McCarthy is only guaranteed seven more games to try and fix the Cowboys with him and his entire staff in the final year of their current contracts, operating as lame ducks. Two NFL teams have already fired their head coaches in season this year: the New York Jets when they gave Robert Saleh the boot and the New Orleans Saints when they showed Dennis Allen the door. Things got worse in New York, but New Orleans is 2-0 under interim head coach Darren Rizzi. Dallas owner and general manager Jerry Jones remained steadfast postgame that he won't fire McCarthy during the season.
"I've made a change early and on a coach with Chan Gailey [when he went 18-14 in 1998 and 1999 combined], and I've always regretted that. I've made a change during the season [firing Wade Phillips in 2010 after he went 1-7], and I've regretted that," Jones said postgame. "That's the music I'm listening to."
When asked if McCarthy has lost the locker room, Jones called that nonsense despite their six-game home losing streak to begin a season standing as longest since 1989, the first year of Jones' ownership when Dallas went 1-15. That's when he took a call from late Raiders Hall of Fame head coach John Madden and late Raiders owner Al Davis.

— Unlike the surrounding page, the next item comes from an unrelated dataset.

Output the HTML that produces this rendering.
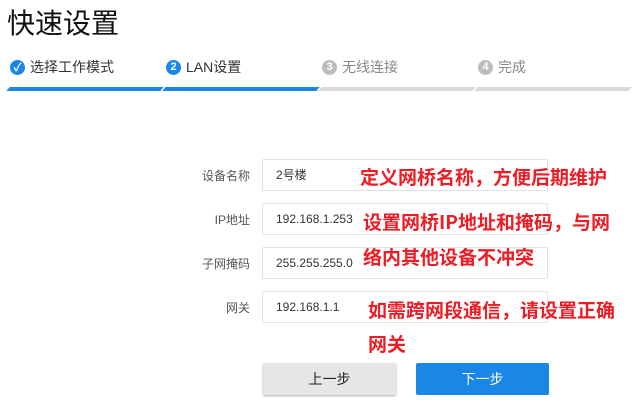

"Well, that's nonsense, lost the locker room," Jones said when asked if McCarthy has lost the locker room. "I remember John Madden and Al Davis called me after we won one game the very first year, and he said 'well, at least you didn't lose the team or the locker room.' I said 'well, what's that? How do you lose a team? You misplace them on the road or what?' I'm not trying to be cute here, but they said 'well, you didn't lose it.' I can tell you right now with the kind of careers a bunch of those guys have, the kind of prospects of their futures, the kind of competitors they are, I don't worry one ounce about losing anything as far as in the family of losing a team. Now, can they be a part of a team that doesn't execute and doesn't win that would be disappointing them and our fans and everybody else? Yes. Yes. That can happen, but that doesn't mean they don't go out, execute and be ready to go."
Cowboys All-Pro wide receiver CeeDee Lamb backed up Jones' assessment about the locker room still fighting for McCarthy minutes later.
"We got to go out there and play hard, bro," Lamb said postgame. "We got to play for the guys that's lining up next to us, to our left and our right and then just put them before yourself. You know what I'm saying? It's not so much selfishness, it's about being selfless, and I feel like at that moment that's when we'll play better, we'll gel together and everything will take care of itself. You can't be selfish in a time like this. Everybody's, hurt, everybody's feeling bad about it."
Lamb himself is playing at far less than 100% with shoulder and back injuries the past two weeks, but he pushed through both ailments to play in Week 10 versus the Eagles and Week 11 against the Texans.
"Everybody on my team knows I'm going through situations as far as for my body. But does that stop me from going out there and playing my heart out for these guys? No, absolutely not," Lamb said. "So with that man, I take pride in what I do. I take pride in my game, and I take pride in playing for the fans and everything in between. So with that man, every week, I'm not coming out here playing to lose."
"You don't need to worry about anybody in that locker room giving everything they've got and more and how bad they feel when they get beat on a play or get beat in a quarter or the whole game, at all," Jones said. "I don't ever worry about that."
All that support aside, McCarthy knows he needs to get his Cowboys to lock in and start winning football games soon because if not, he and his staff will be unemployed following Jones letting their contracts lapse.
"This is it, man. We got seven losses. We've got to go. Backs against the wall. We got to fight, scratch and claw. We've got to do everything we can to go win the next game," McCarthy said. "That's where my mind's at. That's what I'm going to coach and that's the expectation. We've got to win. We deserve to win. You know, we deserve the opportunity to win. And that's about putting the best people out there. So right now we're young. So, those guys, our young guys, they're getting a lot of experience. We need to do whatever the hell we need to do to win."
Dallas will hit the road in Week 12 and head to Washington to face the 7-4 Commanders and McCarthy's former defensive coordinator of the prior three seasons in Dan Quinn. He has his Commanders inside the NFC playoff picture as the conference's No. 7 seed through 11 weeks, so the Cowboys will be very much challenged in their quest to end their five-game losing streak come Sunday afternoon.